Given request: Retype each line of the material exactly, please, skipping any picture in it.

----- Information supplied

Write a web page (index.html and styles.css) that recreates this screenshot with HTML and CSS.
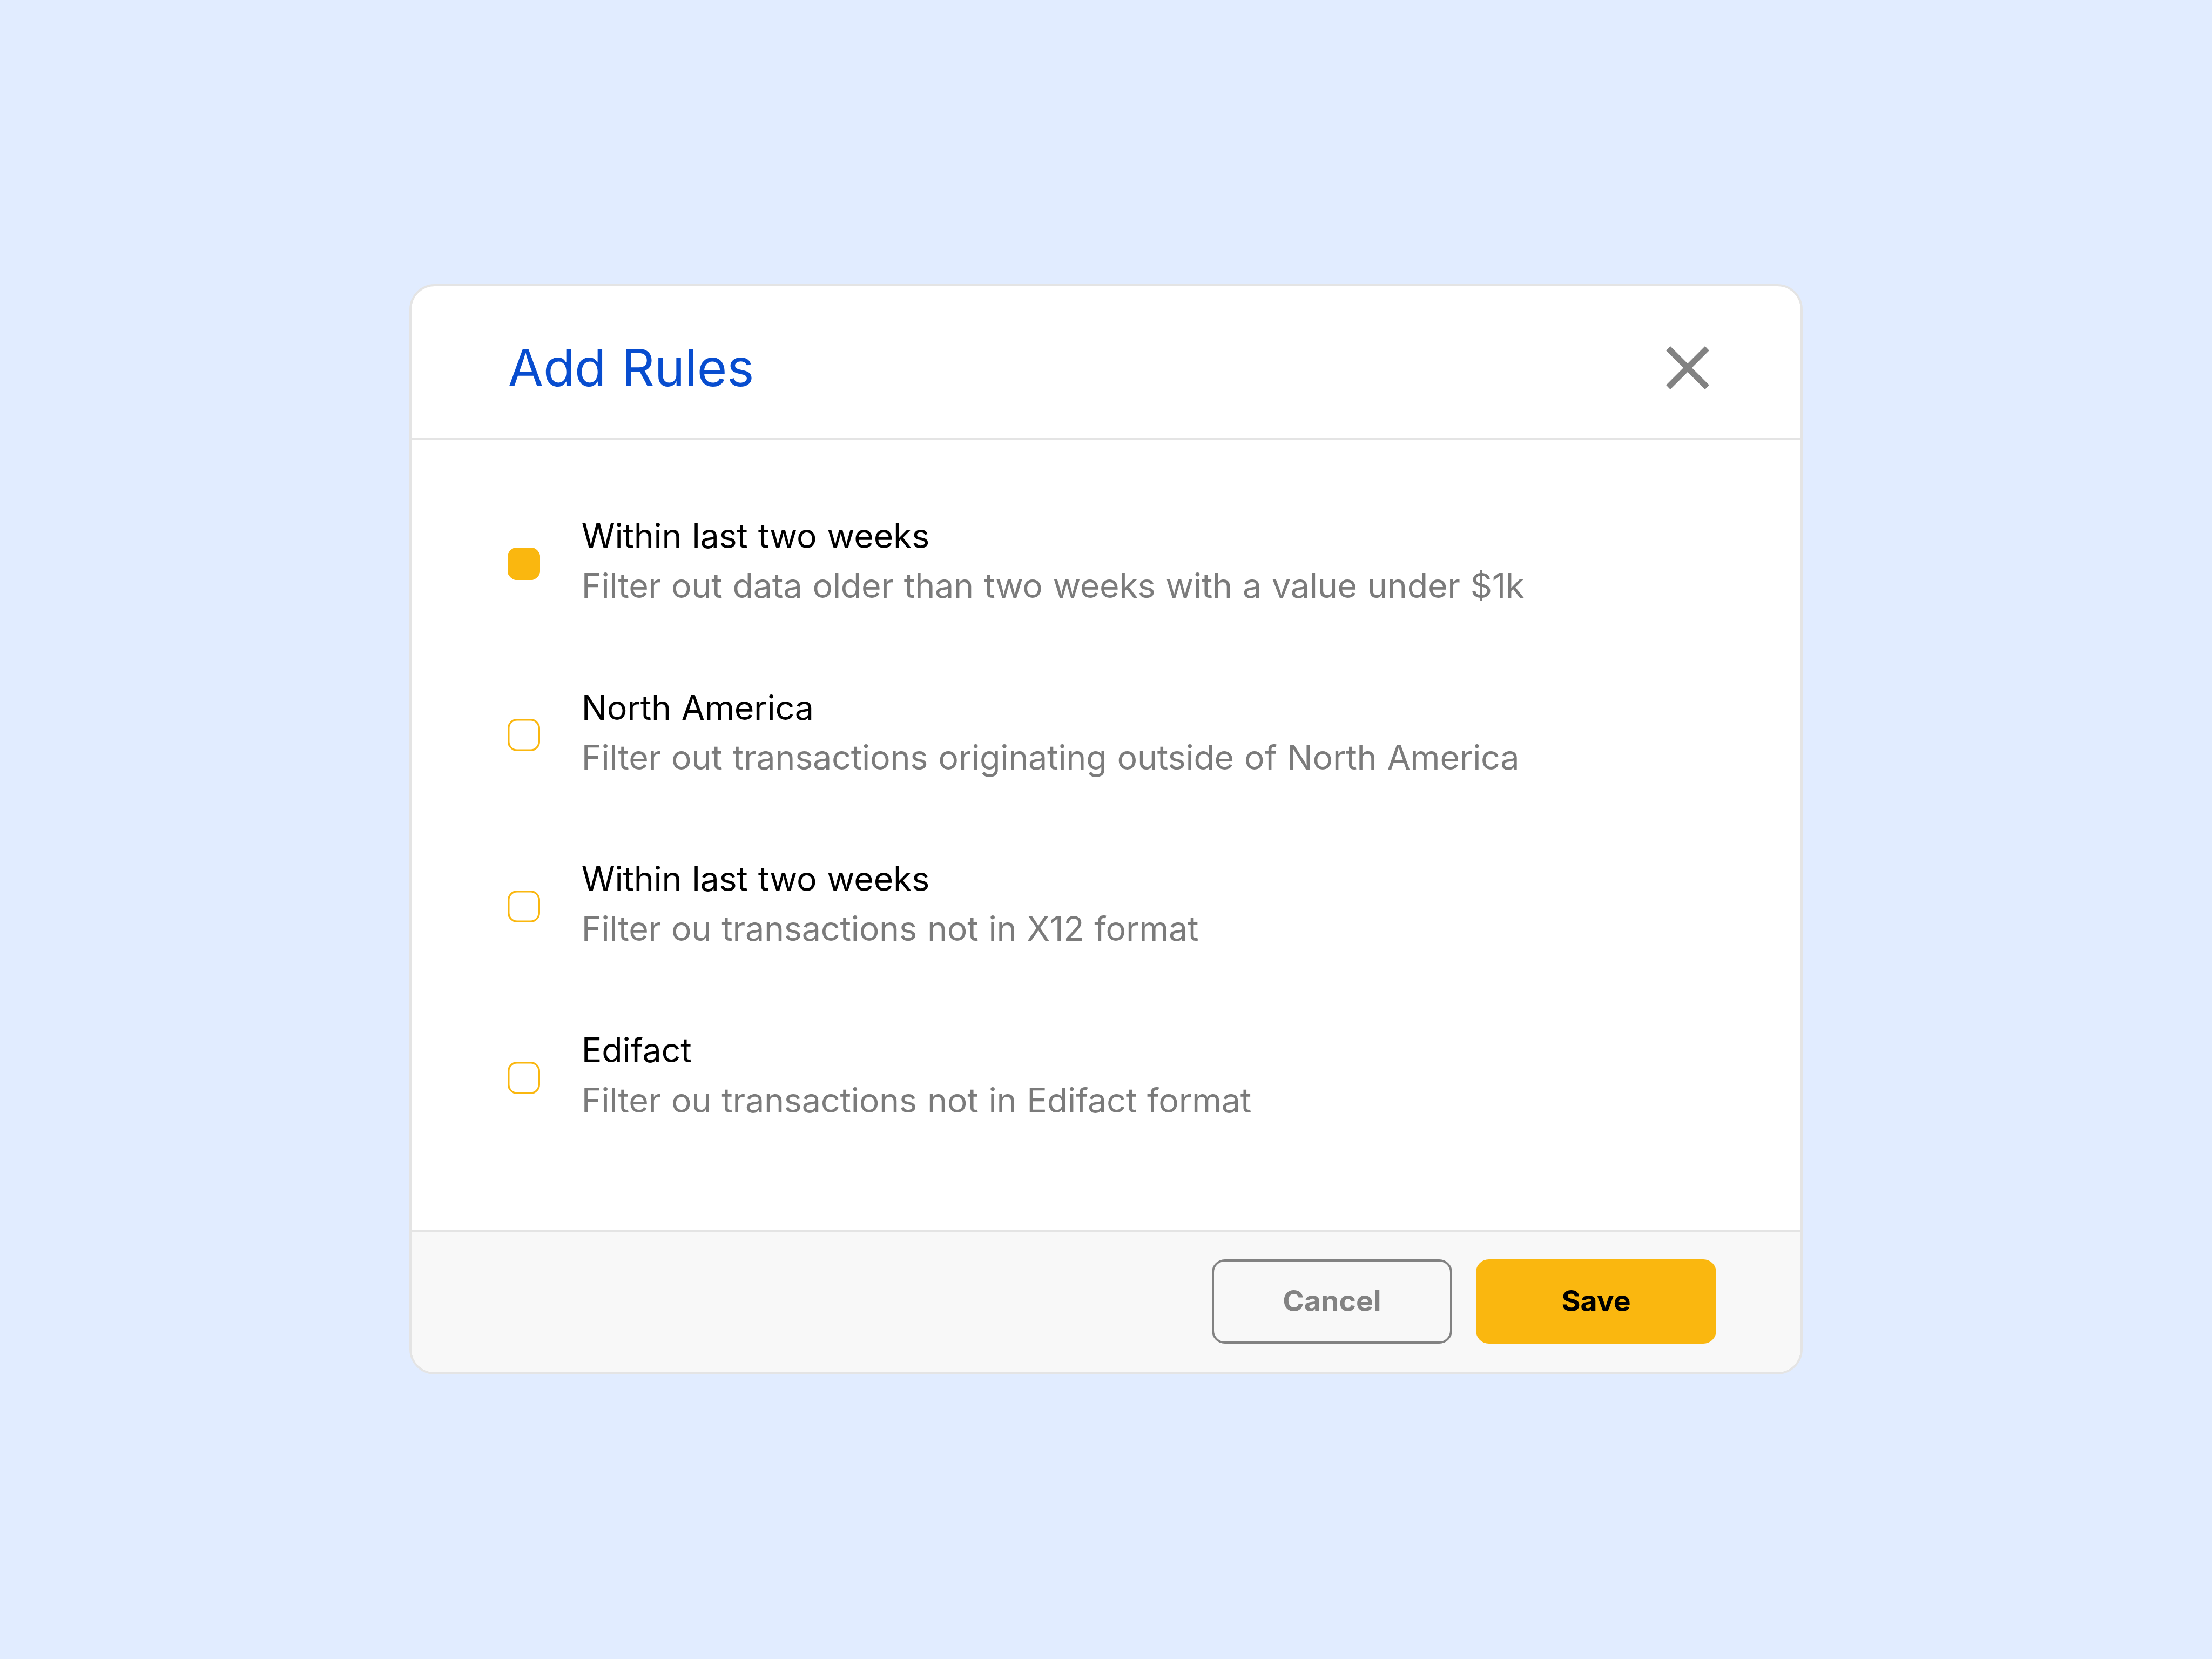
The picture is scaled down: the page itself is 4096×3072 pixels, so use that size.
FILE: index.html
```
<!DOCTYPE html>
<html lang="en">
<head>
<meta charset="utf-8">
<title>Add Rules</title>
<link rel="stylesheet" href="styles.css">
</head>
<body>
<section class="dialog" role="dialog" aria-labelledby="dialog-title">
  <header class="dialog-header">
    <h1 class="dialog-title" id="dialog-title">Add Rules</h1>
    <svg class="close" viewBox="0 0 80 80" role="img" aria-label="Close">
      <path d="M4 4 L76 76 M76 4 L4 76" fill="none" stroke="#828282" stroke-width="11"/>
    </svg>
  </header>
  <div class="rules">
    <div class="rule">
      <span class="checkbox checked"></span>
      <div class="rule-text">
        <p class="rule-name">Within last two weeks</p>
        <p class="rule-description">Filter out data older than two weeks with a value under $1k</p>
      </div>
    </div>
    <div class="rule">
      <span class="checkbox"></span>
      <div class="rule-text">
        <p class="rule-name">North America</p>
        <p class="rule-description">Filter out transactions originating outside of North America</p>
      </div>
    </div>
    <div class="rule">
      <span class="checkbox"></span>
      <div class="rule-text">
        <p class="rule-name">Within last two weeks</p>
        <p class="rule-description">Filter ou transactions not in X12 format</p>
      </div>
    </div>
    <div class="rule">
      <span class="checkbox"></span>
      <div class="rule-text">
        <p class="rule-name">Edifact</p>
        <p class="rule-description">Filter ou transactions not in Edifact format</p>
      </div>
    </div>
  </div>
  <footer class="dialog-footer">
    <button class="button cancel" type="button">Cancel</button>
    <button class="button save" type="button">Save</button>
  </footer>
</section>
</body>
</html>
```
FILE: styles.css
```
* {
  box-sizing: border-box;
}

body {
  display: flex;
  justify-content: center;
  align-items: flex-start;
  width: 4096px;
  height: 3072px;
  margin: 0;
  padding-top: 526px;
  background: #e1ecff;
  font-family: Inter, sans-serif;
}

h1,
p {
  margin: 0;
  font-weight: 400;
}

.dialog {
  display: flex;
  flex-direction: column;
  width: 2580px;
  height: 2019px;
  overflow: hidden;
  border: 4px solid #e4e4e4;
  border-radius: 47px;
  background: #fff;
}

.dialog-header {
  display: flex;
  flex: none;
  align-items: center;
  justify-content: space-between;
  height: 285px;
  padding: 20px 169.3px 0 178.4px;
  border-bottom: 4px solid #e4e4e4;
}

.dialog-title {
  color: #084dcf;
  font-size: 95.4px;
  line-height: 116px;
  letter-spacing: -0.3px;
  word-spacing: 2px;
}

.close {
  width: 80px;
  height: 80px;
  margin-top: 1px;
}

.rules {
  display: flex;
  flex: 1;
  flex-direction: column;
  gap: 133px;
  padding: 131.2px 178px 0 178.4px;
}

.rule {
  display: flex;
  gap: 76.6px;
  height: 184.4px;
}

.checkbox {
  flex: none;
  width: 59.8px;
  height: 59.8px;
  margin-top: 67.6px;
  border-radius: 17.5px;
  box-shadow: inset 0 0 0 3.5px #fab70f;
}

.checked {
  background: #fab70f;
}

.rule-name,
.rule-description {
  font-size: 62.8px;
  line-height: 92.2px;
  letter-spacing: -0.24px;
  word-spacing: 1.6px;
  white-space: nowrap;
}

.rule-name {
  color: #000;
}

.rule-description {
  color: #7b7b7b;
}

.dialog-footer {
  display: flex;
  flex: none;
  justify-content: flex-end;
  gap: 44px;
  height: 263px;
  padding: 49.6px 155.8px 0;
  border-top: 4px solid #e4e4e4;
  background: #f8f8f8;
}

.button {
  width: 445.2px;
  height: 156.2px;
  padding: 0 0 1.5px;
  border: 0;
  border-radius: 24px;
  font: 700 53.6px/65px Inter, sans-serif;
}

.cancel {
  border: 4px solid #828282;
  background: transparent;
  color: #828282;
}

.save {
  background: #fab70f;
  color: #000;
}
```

----------

Result:
Write a web page (index.html and styles.css) that recreates this screenshot with HTML and CSS.
The picture is scaled down: the page itself is 4096×3072 pixels, so use that size.
FILE: index.html
```
<!DOCTYPE html>
<html lang="en">
<head>
<meta charset="utf-8">
<title>Add Rules</title>
<link rel="stylesheet" href="styles.css">
</head>
<body>
<section class="dialog" role="dialog" aria-labelledby="dialog-title">
  <header class="dialog-header">
    <h1 class="dialog-title" id="dialog-title">Add Rules</h1>
    <svg class="close" viewBox="0 0 80 80" role="img" aria-label="Close">
      <path d="M4 4 L76 76 M76 4 L4 76" fill="none" stroke="#828282" stroke-width="11"/>
    </svg>
  </header>
  <div class="rules">
    <div class="rule">
      <span class="checkbox checked"></span>
      <div class="rule-text">
        <p class="rule-name">Within last two weeks</p>
        <p class="rule-description">Filter out data older than two weeks with a value under $1k</p>
      </div>
    </div>
    <div class="rule">
      <span class="checkbox"></span>
      <div class="rule-text">
        <p class="rule-name">North America</p>
        <p class="rule-description">Filter out transactions originating outside of North America</p>
      </div>
    </div>
    <div class="rule">
      <span class="checkbox"></span>
      <div class="rule-text">
        <p class="rule-name">Within last two weeks</p>
        <p class="rule-description">Filter ou transactions not in X12 format</p>
      </div>
    </div>
    <div class="rule">
      <span class="checkbox"></span>
      <div class="rule-text">
        <p class="rule-name">Edifact</p>
        <p class="rule-description">Filter ou transactions not in Edifact format</p>
      </div>
    </div>
  </div>
  <footer class="dialog-footer">
    <button class="button cancel" type="button">Cancel</button>
    <button class="button save" type="button">Save</button>
  </footer>
</section>
</body>
</html>
```
FILE: styles.css
```
* {
  box-sizing: border-box;
}

body {
  display: flex;
  justify-content: center;
  align-items: flex-start;
  width: 4096px;
  height: 3072px;
  margin: 0;
  padding-top: 526px;
  background: #e1ecff;
  font-family: Inter, sans-serif;
}

h1,
p {
  margin: 0;
  font-weight: 400;
}

.dialog {
  display: flex;
  flex-direction: column;
  width: 2580px;
  height: 2019px;
  overflow: hidden;
  border: 4px solid #e4e4e4;
  border-radius: 47px;
  background: #fff;
}

.dialog-header {
  display: flex;
  flex: none;
  align-items: center;
  justify-content: space-between;
  height: 285px;
  padding: 20px 169.3px 0 178.4px;
  border-bottom: 4px solid #e4e4e4;
}

.dialog-title {
  color: #084dcf;
  font-size: 95.4px;
  line-height: 116px;
  letter-spacing: -0.3px;
  word-spacing: 2px;
}

.close {
  width: 80px;
  height: 80px;
  margin-top: 1px;
}

.rules {
  display: flex;
  flex: 1;
  flex-direction: column;
  gap: 133px;
  padding: 131.2px 178px 0 178.4px;
}

.rule {
  display: flex;
  gap: 76.6px;
  height: 184.4px;
}

.checkbox {
  flex: none;
  width: 59.8px;
  height: 59.8px;
  margin-top: 67.6px;
  border-radius: 17.5px;
  box-shadow: inset 0 0 0 3.5px #fab70f;
}

.checked {
  background: #fab70f;
}

.rule-name,
.rule-description {
  font-size: 62.8px;
  line-height: 92.2px;
  letter-spacing: -0.24px;
  word-spacing: 1.6px;
  white-space: nowrap;
}

.rule-name {
  color: #000;
}

.rule-description {
  color: #7b7b7b;
}

.dialog-footer {
  display: flex;
  flex: none;
  justify-content: flex-end;
  gap: 44px;
  height: 263px;
  padding: 49.6px 155.8px 0;
  border-top: 4px solid #e4e4e4;
  background: #f8f8f8;
}

.button {
  width: 445.2px;
  height: 156.2px;
  padding: 0 0 1.5px;
  border: 0;
  border-radius: 24px;
  font: 700 53.6px/65px Inter, sans-serif;
}

.cancel {
  border: 4px solid #828282;
  background: transparent;
  color: #828282;
}

.save {
  background: #fab70f;
  color: #000;
}
```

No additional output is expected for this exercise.